Fast Forward to 2020 and McDaniels has spent the season trying to bake a cake with half the ingredients. Cam Newton has been a significant downgrade from Brady at quarterback. The Patriots wide receivers are all playing a spot or two above where they should be and the tight end position has been non-existent. Despite this, the Patriots have still won six games so far. McDaniels and the coaching staff also put the Patriots in position to win two more games at the end, but the Patriots were stuffed at the one in Seattle and Newton fumbled on the final drive at Buffalo.

Obviously this is not the standard that fans are used to, but it is a reset year for the Patriots and given what he has to work with McDaniels is doing an excellent job. How many times have we seen Newton miss a wide open receiver or not feel pressure at all? The Patriots offense has changed completely stylistically from the Brady years, which gives them the best chance to score now and is evidence of McDaniels adaptability.

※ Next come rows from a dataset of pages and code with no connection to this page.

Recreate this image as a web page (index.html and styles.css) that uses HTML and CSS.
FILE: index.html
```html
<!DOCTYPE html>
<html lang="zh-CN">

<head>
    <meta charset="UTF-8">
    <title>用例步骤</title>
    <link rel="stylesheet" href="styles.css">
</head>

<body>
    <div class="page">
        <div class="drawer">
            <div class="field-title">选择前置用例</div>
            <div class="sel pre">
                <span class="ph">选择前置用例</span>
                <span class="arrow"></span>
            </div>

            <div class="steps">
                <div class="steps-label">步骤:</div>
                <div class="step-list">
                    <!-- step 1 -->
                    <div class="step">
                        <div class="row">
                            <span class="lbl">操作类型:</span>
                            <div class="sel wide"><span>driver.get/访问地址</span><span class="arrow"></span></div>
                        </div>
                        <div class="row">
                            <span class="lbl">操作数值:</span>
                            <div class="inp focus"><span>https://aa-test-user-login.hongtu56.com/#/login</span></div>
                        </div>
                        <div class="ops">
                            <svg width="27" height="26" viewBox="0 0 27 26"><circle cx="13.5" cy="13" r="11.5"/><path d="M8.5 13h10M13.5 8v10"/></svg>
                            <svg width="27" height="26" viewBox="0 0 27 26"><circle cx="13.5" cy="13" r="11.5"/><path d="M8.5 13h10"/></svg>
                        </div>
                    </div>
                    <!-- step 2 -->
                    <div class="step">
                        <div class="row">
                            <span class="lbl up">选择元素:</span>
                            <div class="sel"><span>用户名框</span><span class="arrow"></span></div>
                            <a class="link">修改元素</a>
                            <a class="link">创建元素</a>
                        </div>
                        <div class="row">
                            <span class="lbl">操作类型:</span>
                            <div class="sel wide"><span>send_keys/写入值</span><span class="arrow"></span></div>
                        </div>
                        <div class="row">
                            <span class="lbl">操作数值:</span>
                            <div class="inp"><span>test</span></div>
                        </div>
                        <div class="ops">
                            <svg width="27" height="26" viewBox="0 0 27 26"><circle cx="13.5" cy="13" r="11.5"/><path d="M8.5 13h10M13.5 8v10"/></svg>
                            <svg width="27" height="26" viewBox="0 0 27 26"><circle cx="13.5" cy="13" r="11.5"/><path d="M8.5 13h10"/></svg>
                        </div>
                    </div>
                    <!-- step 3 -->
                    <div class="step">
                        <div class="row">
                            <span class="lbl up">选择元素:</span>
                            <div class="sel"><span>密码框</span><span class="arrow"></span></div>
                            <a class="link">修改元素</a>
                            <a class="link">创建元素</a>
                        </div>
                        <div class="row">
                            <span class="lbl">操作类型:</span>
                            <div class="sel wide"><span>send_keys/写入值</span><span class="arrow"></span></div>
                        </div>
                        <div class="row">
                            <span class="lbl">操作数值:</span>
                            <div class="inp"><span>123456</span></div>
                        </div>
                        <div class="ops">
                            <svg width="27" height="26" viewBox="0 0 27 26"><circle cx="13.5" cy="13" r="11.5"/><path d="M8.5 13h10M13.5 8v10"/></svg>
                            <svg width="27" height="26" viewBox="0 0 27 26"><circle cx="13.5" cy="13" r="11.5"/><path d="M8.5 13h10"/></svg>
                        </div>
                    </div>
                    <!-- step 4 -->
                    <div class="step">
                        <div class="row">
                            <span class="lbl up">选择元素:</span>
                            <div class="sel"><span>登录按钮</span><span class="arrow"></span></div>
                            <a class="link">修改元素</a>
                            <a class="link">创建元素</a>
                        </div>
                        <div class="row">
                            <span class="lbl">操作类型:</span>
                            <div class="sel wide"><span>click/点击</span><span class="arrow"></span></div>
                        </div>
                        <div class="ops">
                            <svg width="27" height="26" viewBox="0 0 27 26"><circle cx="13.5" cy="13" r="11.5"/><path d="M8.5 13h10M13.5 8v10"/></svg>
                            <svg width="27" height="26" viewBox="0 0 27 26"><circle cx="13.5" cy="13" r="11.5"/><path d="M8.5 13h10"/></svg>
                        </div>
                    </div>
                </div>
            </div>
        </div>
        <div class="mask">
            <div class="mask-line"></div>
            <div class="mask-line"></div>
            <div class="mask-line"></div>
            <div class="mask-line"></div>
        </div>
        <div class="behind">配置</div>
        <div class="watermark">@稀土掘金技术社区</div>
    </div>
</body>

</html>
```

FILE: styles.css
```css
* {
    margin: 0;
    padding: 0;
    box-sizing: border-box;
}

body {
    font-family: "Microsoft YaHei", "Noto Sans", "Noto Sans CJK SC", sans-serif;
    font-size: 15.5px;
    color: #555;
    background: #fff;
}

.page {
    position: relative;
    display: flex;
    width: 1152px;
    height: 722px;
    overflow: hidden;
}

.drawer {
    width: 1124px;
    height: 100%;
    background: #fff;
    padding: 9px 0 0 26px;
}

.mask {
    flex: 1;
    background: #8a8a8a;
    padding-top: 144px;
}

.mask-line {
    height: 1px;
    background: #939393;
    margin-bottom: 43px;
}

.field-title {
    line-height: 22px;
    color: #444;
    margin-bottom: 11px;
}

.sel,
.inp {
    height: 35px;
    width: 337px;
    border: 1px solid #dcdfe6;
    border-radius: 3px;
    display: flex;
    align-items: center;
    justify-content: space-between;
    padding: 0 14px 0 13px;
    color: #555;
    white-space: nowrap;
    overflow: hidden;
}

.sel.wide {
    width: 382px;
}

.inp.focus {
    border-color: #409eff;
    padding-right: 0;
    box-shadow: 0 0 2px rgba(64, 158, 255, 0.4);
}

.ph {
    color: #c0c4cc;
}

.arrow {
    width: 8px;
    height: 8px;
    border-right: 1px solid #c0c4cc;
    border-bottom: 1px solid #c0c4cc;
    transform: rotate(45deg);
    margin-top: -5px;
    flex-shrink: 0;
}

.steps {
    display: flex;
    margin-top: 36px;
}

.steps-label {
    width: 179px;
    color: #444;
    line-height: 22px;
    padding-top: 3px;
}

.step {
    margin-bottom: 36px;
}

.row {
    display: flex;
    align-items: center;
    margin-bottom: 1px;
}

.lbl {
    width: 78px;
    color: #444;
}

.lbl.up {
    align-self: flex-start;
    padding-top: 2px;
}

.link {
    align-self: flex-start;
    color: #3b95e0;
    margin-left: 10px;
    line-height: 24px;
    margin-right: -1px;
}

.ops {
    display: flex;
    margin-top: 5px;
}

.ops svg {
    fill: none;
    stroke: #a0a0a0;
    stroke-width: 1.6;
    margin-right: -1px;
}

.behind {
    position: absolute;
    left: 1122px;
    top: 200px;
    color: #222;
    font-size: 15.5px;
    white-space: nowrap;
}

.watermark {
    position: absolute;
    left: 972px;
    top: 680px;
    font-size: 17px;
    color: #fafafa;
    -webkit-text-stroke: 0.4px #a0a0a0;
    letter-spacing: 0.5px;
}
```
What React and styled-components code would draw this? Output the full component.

McDaniels has not been perfect in his tenure in New England and will occasionally have the questionable call, such as the 4th and goal option play against the Rams last week. However, he has shown time and again that he is among the best offensive minds in the NFL. Without him, the Patriots would probably have one less championship along they way and several more losses as well. The 2020 season would be an offensive disaster without great coaching and that is exactly what McDaniels has provided. It is likely that he will be an NFL head coach within the next year or two. The Patriots and their fans will miss him when he is gone.